As I read each proposition of the texts, I am deeply troubled. Most of the call for change is for individual believers. There is no call for structural change to the institution, and there is no call for leaving ‘the Church.’ Again, the American evangelical writers of pop literature cannot see the cultural influence of the American individualism doctrine. Is it ‘willful ignorance’ ?
Skye Jethani’s works are not without worth. The propositions, the broad scholarship will say, is correct in the context of what is given, nevertheless, the broad scholarship will say that the propositions are grossly inadequate.

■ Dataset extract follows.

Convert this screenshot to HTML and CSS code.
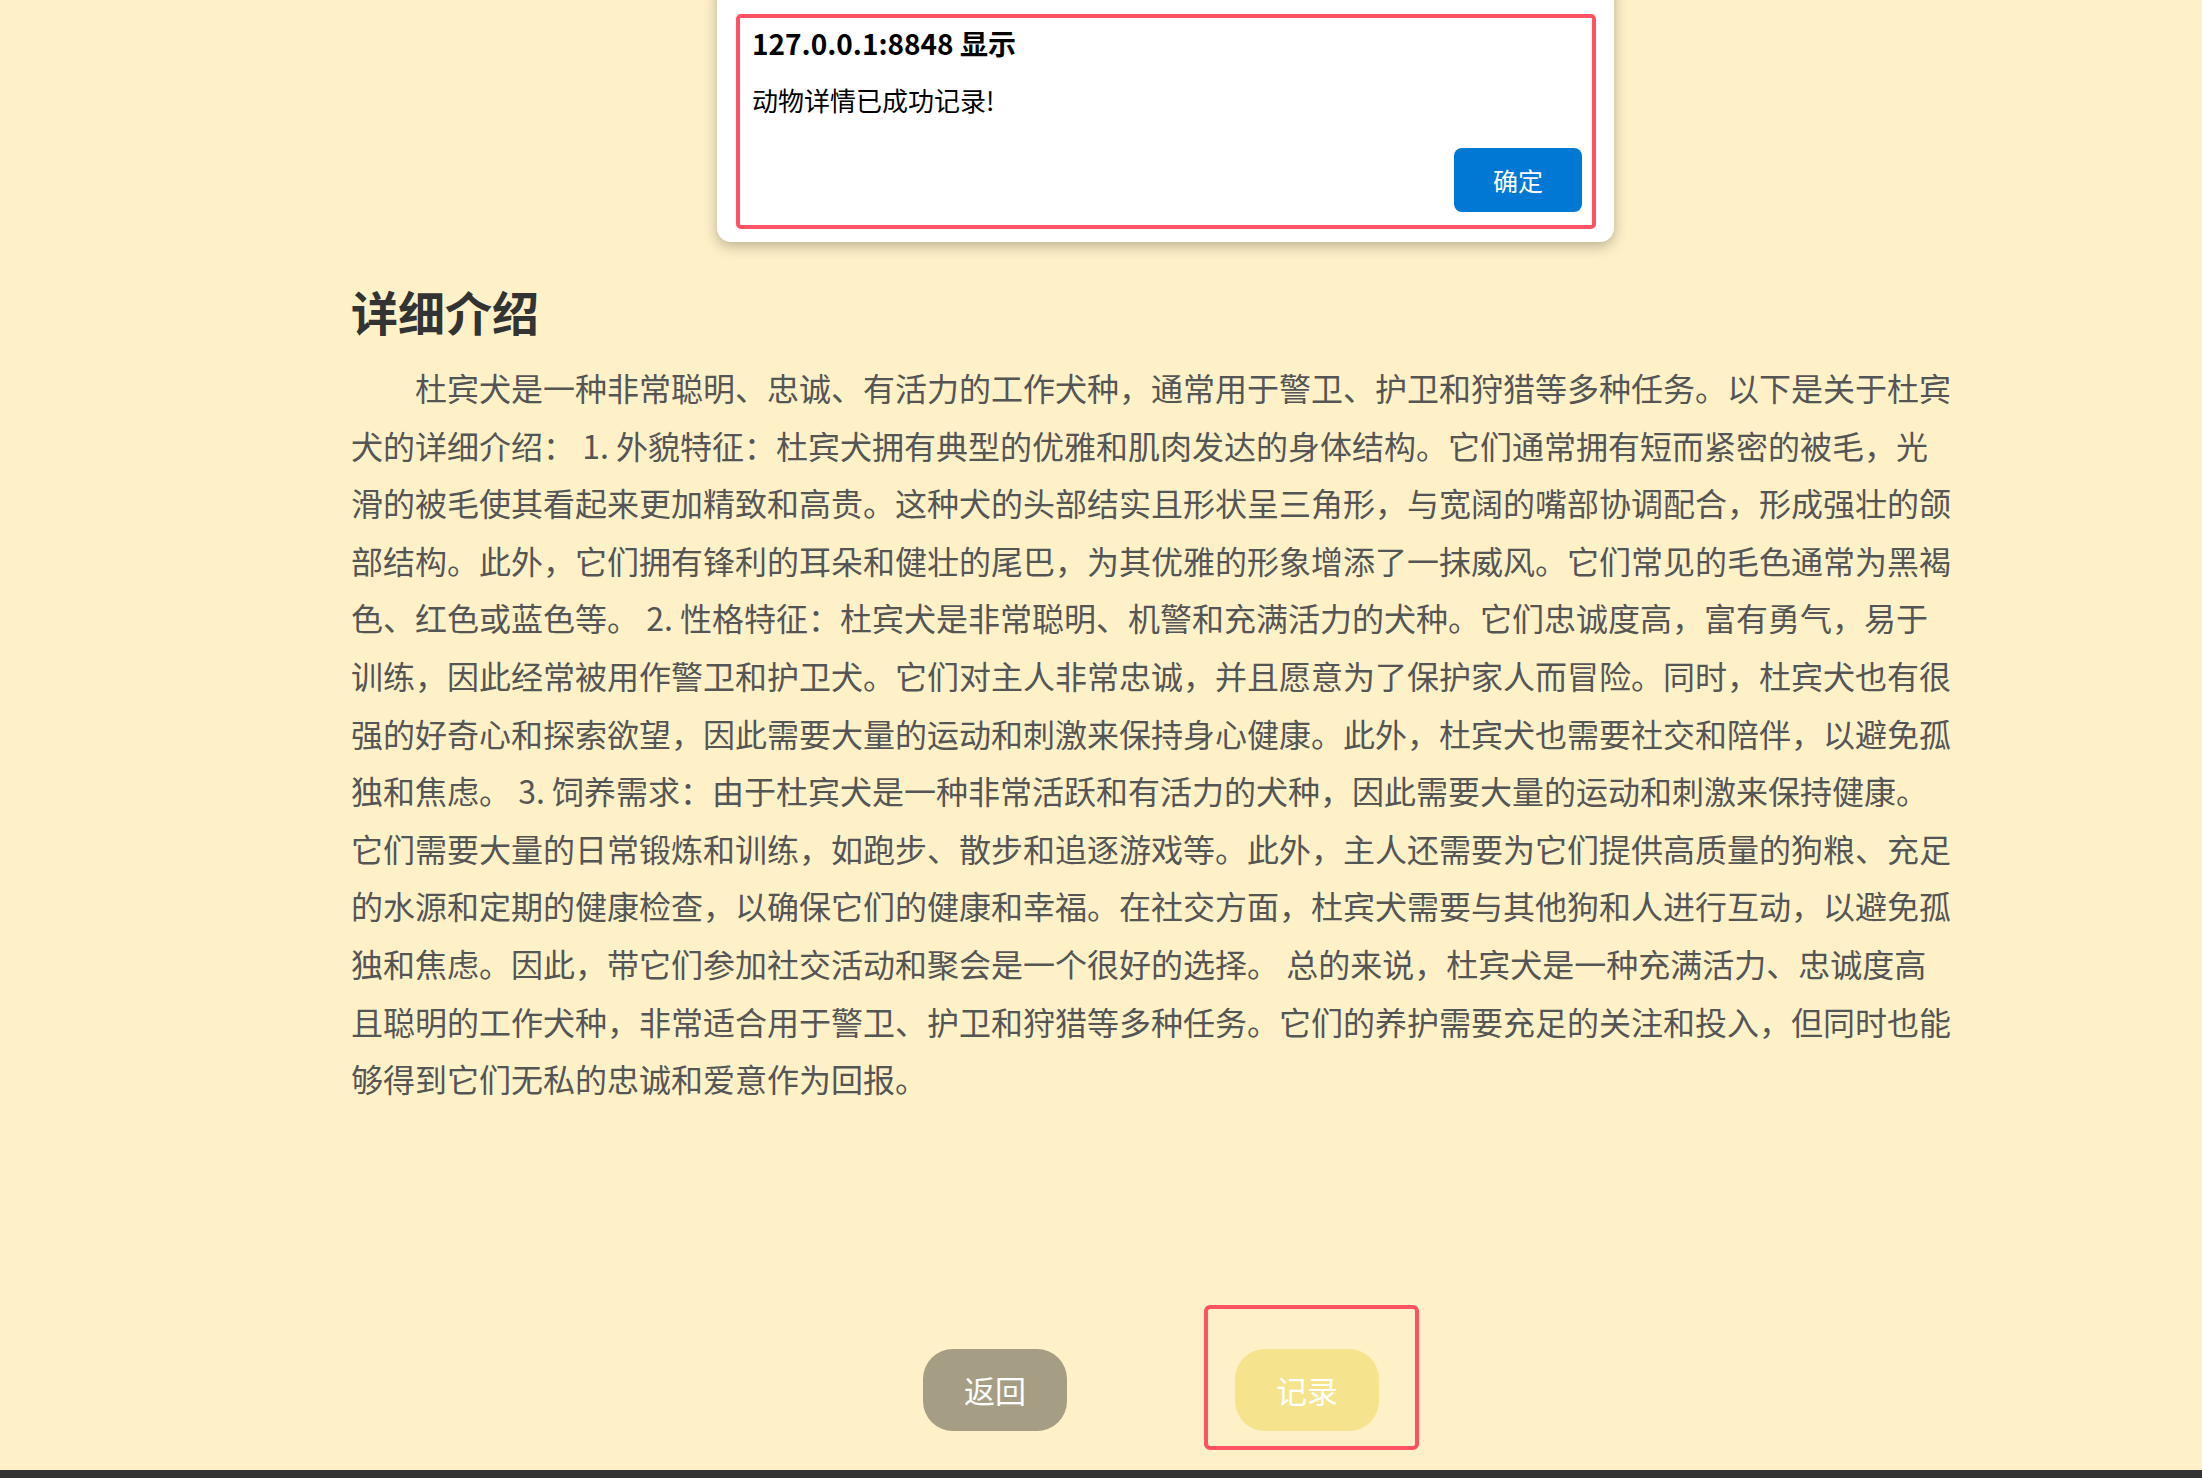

A few read extremely oddly, in fantastique imagination (“If Jesus was serious…Then his Table is a Time Machine”). There are semantic problems, and they are not solved in Jethani’s folksy stories. The hoi polloi will continue to be undereducated as long as pop literature has undereducated them.
Image: Photo 52305152 / American Jesus © Joe Sohm | Dreamstime.com
ENDNOTES
[1] Jones, Robert P. (2017). The End of White Christian America, New York: Simon & Schuster;
Jones, Robert P. (2020). White Too Long: The Legacy of White Supremacy in American Christianity, New York: Simon & Schuster.
[2] Aly, Waleed and Scott Stephens (2022). Uncivil Wars: How Contempt is Corroding Democracy, Quarterly Essay, Issue 87. Pp. 1-71. The authors hold to the opposite view, but their argument leads me to think that there is an ethical place for ‘contempt.’ For example, much of the traditional conservative doctrine is based on contempt for the revolutionary mob.